In Wrightsville Beach, Slade found a passion for search and rescue. Learning to operate the Coast Guard’s thrilling and challenging 47-foot motor lifeboats helped Slade to realize that his true goal in the service was to become a surfman. Over the years, he did just that, serving as a surfman in multiple stations throughout the Pacific Northwest after leaving North Carolina.

When asked to reminisce about his most challenging cases, Slade did not tell dramatic tales of getting thrashed about in the breaks. He spoke more of the endless hours spent in twilight towing dilapidated vessels to shore when the crew was worn and exhausted after a long rescue. It was those moments, Slade said, where one could see the goodness of the crew. The not-so-glamorous moments were when their determination and devotion to duty truly shone through.

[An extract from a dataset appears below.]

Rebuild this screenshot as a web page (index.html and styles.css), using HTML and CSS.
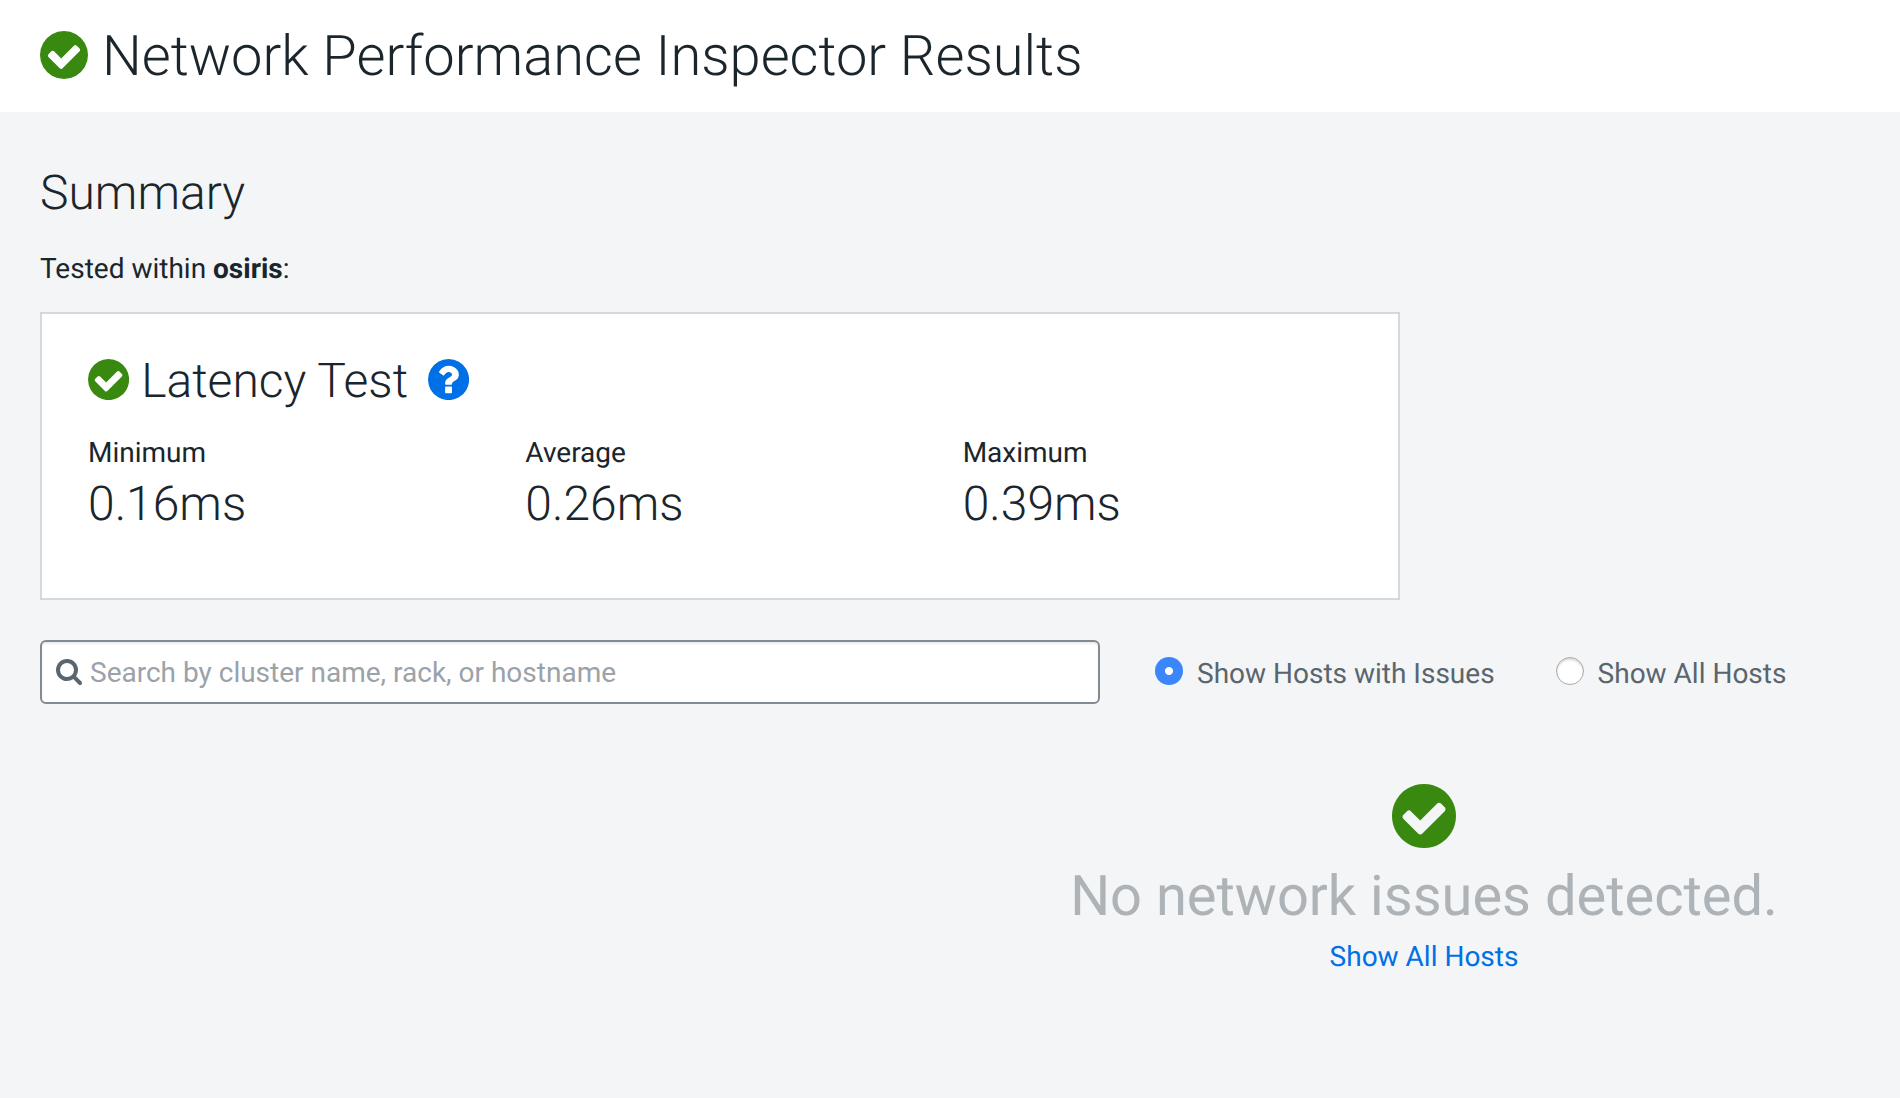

He met and fell in love with his wife, Chief Warrant Officer Beth Slade, who is one of only six female surfmen in the Coast Guard, in Cape Disappointment, Washington. His wife became commanding officer of Coast Guard Station Golden Gate June 26. The couple and their three children made a home for themselves in the Pacific Northwest, spending several years at an assortment of stations and cutters until recently. This summer the opportunity to colocate in California arose, and the Slade family transferred to the Bay Area. Senior Chief Slade took command of Station Bodega Bay May 22, and CWO Slade became commanding officer of Coast Guard Station Golden Gate June 26.

Both his career and the story of their incredible family are inspiring to any Coast Guardsman, but Senior Chief Slade admitted that the two years he and his wife were not colocated were the most difficult of his career.

“Everything is easier when you’re with your family,” he said.

Senior Chief Slade clearly draws a great deal of positivity from his home life, and he brings it with him every morning as he goes to the station.

Coast Guard Station Bodega Bay crew members tow a 14-foot vessel near Doran Beach in Bodega Bay, Calif., Wednesday, April 29, 2015 after it was disabled along the South Jetty off Bodega Head.  U.S. Coast Guard photo by Petty Officer 1st Class James Walker.

Coast Guard Station Bodega Bay crew members tow a 14-foot vessel near Doran Beach in Bodega Bay, Calif., Wednesday, April 29, 2015, after it was disabled along the South Jetty off Bodega Head. U.S. Coast Guard photo by Petty Officer 1st Class James Walker.

“Each day I have to arrive with a smile. If I can make everyone feel like they are the most important person as I speak to them, in that moment I’ve succeeded. Our attitudes are everything, and as an OIC, I have the ability to influence the entire unit’s attitude.”

Senior Chief Slade’s philosophy is clearly successful as indicated by his career, but it’s surprisingly simple.

“The mission will take care of itself,” he smiled. “Once they have a direction, all I have to do is take care of my people. They make the rest happen.”